* What this task involves
Repeat every line exactly, keeping the pictures out of the copy.
┌─ Data lines
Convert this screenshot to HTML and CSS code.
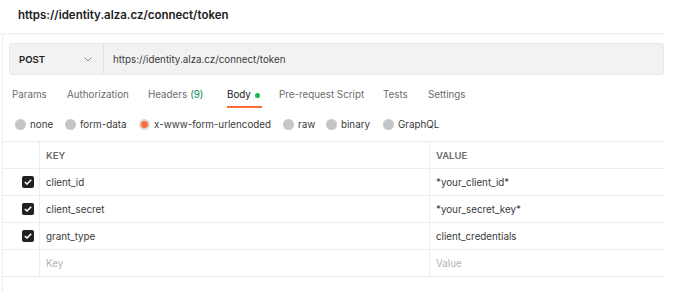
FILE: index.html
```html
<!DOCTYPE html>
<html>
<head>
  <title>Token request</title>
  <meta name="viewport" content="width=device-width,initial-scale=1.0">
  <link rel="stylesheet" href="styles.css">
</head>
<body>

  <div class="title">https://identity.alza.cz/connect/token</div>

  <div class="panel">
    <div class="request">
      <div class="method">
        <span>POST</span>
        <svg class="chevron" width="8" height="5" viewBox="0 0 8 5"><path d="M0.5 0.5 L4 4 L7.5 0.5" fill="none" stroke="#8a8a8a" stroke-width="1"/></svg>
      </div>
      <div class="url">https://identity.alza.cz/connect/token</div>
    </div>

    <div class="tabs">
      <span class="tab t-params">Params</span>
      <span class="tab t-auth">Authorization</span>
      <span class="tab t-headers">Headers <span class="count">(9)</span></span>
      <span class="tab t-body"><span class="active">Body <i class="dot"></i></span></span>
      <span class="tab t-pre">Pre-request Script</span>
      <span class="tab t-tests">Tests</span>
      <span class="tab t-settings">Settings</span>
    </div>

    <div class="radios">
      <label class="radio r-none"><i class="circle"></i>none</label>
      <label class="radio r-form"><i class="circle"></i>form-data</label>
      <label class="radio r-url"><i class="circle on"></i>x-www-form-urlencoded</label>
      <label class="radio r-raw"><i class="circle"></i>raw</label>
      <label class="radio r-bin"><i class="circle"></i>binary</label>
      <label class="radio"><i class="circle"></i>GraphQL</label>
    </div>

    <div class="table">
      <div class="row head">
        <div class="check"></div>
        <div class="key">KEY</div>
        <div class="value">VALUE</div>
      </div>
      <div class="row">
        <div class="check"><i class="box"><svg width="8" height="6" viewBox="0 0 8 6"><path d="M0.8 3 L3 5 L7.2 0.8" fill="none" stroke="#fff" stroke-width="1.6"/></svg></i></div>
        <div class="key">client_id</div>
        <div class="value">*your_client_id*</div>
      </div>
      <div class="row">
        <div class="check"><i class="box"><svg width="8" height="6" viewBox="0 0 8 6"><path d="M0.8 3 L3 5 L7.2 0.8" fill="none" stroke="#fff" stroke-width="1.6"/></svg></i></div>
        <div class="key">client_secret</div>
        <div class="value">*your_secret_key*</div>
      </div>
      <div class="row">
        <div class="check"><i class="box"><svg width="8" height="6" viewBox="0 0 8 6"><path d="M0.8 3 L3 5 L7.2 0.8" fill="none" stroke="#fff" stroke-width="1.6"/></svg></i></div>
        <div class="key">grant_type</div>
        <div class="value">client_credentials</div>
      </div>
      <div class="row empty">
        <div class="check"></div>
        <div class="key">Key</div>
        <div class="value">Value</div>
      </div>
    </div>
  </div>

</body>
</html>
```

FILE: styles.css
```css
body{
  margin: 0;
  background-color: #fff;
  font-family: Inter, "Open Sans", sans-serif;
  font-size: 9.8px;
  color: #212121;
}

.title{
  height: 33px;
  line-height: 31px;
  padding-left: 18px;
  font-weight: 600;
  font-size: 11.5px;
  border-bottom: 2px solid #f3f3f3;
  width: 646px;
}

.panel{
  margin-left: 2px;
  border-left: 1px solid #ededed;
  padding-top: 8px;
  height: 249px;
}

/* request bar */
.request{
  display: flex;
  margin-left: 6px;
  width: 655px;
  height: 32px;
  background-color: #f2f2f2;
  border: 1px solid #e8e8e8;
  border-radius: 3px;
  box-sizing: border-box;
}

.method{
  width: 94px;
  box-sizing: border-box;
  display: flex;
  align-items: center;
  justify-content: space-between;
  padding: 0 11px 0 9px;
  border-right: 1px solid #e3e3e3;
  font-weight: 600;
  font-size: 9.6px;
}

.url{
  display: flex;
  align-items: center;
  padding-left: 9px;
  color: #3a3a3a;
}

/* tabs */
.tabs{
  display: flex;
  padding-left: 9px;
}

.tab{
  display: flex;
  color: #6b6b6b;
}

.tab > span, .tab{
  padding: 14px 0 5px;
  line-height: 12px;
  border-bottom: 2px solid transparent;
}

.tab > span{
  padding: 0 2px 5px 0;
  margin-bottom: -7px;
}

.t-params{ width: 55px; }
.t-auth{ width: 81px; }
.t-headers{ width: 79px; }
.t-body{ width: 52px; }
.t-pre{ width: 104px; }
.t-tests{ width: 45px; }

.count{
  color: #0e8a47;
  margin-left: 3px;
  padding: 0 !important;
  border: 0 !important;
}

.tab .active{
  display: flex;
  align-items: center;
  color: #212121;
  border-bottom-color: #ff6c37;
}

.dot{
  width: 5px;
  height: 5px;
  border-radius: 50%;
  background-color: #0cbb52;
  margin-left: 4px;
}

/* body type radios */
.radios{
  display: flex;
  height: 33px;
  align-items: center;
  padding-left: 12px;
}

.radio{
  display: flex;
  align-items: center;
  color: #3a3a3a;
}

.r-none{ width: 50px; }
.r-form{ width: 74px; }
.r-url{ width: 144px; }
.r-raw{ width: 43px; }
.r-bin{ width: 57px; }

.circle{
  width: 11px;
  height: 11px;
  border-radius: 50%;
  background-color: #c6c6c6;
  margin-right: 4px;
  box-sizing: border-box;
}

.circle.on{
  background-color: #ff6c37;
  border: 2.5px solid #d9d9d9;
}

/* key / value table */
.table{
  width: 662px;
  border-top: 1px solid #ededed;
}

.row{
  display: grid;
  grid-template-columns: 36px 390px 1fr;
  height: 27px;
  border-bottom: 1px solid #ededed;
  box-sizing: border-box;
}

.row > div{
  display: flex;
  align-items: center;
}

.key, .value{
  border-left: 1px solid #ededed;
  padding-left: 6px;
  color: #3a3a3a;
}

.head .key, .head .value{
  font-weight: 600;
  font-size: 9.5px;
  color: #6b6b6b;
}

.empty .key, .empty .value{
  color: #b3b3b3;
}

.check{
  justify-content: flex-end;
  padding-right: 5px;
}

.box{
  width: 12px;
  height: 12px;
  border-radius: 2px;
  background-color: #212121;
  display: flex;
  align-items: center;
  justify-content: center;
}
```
└─
* Exercise answer
Convert this screenshot to HTML and CSS code.
FILE: index.html
```html
<!DOCTYPE html>
<html>
<head>
  <title>Token request</title>
  <meta name="viewport" content="width=device-width,initial-scale=1.0">
  <link rel="stylesheet" href="styles.css">
</head>
<body>

  <div class="title">https://identity.alza.cz/connect/token</div>

  <div class="panel">
    <div class="request">
      <div class="method">
        <span>POST</span>
        <svg class="chevron" width="8" height="5" viewBox="0 0 8 5"><path d="M0.5 0.5 L4 4 L7.5 0.5" fill="none" stroke="#8a8a8a" stroke-width="1"/></svg>
      </div>
      <div class="url">https://identity.alza.cz/connect/token</div>
    </div>

    <div class="tabs">
      <span class="tab t-params">Params</span>
      <span class="tab t-auth">Authorization</span>
      <span class="tab t-headers">Headers <span class="count">(9)</span></span>
      <span class="tab t-body"><span class="active">Body <i class="dot"></i></span></span>
      <span class="tab t-pre">Pre-request Script</span>
      <span class="tab t-tests">Tests</span>
      <span class="tab t-settings">Settings</span>
    </div>

    <div class="radios">
      <label class="radio r-none"><i class="circle"></i>none</label>
      <label class="radio r-form"><i class="circle"></i>form-data</label>
      <label class="radio r-url"><i class="circle on"></i>x-www-form-urlencoded</label>
      <label class="radio r-raw"><i class="circle"></i>raw</label>
      <label class="radio r-bin"><i class="circle"></i>binary</label>
      <label class="radio"><i class="circle"></i>GraphQL</label>
    </div>

    <div class="table">
      <div class="row head">
        <div class="check"></div>
        <div class="key">KEY</div>
        <div class="value">VALUE</div>
      </div>
      <div class="row">
        <div class="check"><i class="box"><svg width="8" height="6" viewBox="0 0 8 6"><path d="M0.8 3 L3 5 L7.2 0.8" fill="none" stroke="#fff" stroke-width="1.6"/></svg></i></div>
        <div class="key">client_id</div>
        <div class="value">*your_client_id*</div>
      </div>
      <div class="row">
        <div class="check"><i class="box"><svg width="8" height="6" viewBox="0 0 8 6"><path d="M0.8 3 L3 5 L7.2 0.8" fill="none" stroke="#fff" stroke-width="1.6"/></svg></i></div>
        <div class="key">client_secret</div>
        <div class="value">*your_secret_key*</div>
      </div>
      <div class="row">
        <div class="check"><i class="box"><svg width="8" height="6" viewBox="0 0 8 6"><path d="M0.8 3 L3 5 L7.2 0.8" fill="none" stroke="#fff" stroke-width="1.6"/></svg></i></div>
        <div class="key">grant_type</div>
        <div class="value">client_credentials</div>
      </div>
      <div class="row empty">
        <div class="check"></div>
        <div class="key">Key</div>
        <div class="value">Value</div>
      </div>
    </div>
  </div>

</body>
</html>
```

FILE: styles.css
```css
body{
  margin: 0;
  background-color: #fff;
  font-family: Inter, "Open Sans", sans-serif;
  font-size: 9.8px;
  color: #212121;
}

.title{
  height: 33px;
  line-height: 31px;
  padding-left: 18px;
  font-weight: 600;
  font-size: 11.5px;
  border-bottom: 2px solid #f3f3f3;
  width: 646px;
}

.panel{
  margin-left: 2px;
  border-left: 1px solid #ededed;
  padding-top: 8px;
  height: 249px;
}

/* request bar */
.request{
  display: flex;
  margin-left: 6px;
  width: 655px;
  height: 32px;
  background-color: #f2f2f2;
  border: 1px solid #e8e8e8;
  border-radius: 3px;
  box-sizing: border-box;
}

.method{
  width: 94px;
  box-sizing: border-box;
  display: flex;
  align-items: center;
  justify-content: space-between;
  padding: 0 11px 0 9px;
  border-right: 1px solid #e3e3e3;
  font-weight: 600;
  font-size: 9.6px;
}

.url{
  display: flex;
  align-items: center;
  padding-left: 9px;
  color: #3a3a3a;
}

/* tabs */
.tabs{
  display: flex;
  padding-left: 9px;
}

.tab{
  display: flex;
  color: #6b6b6b;
}

.tab > span, .tab{
  padding: 14px 0 5px;
  line-height: 12px;
  border-bottom: 2px solid transparent;
}

.tab > span{
  padding: 0 2px 5px 0;
  margin-bottom: -7px;
}

.t-params{ width: 55px; }
.t-auth{ width: 81px; }
.t-headers{ width: 79px; }
.t-body{ width: 52px; }
.t-pre{ width: 104px; }
.t-tests{ width: 45px; }

.count{
  color: #0e8a47;
  margin-left: 3px;
  padding: 0 !important;
  border: 0 !important;
}

.tab .active{
  display: flex;
  align-items: center;
  color: #212121;
  border-bottom-color: #ff6c37;
}

.dot{
  width: 5px;
  height: 5px;
  border-radius: 50%;
  background-color: #0cbb52;
  margin-left: 4px;
}

/* body type radios */
.radios{
  display: flex;
  height: 33px;
  align-items: center;
  padding-left: 12px;
}

.radio{
  display: flex;
  align-items: center;
  color: #3a3a3a;
}

.r-none{ width: 50px; }
.r-form{ width: 74px; }
.r-url{ width: 144px; }
.r-raw{ width: 43px; }
.r-bin{ width: 57px; }

.circle{
  width: 11px;
  height: 11px;
  border-radius: 50%;
  background-color: #c6c6c6;
  margin-right: 4px;
  box-sizing: border-box;
}

.circle.on{
  background-color: #ff6c37;
  border: 2.5px solid #d9d9d9;
}

/* key / value table */
.table{
  width: 662px;
  border-top: 1px solid #ededed;
}

.row{
  display: grid;
  grid-template-columns: 36px 390px 1fr;
  height: 27px;
  border-bottom: 1px solid #ededed;
  box-sizing: border-box;
}

.row > div{
  display: flex;
  align-items: center;
}

.key, .value{
  border-left: 1px solid #ededed;
  padding-left: 6px;
  color: #3a3a3a;
}

.head .key, .head .value{
  font-weight: 600;
  font-size: 9.5px;
  color: #6b6b6b;
}

.empty .key, .empty .value{
  color: #b3b3b3;
}

.check{
  justify-content: flex-end;
  padding-right: 5px;
}

.box{
  width: 12px;
  height: 12px;
  border-radius: 2px;
  background-color: #212121;
  display: flex;
  align-items: center;
  justify-content: center;
}
```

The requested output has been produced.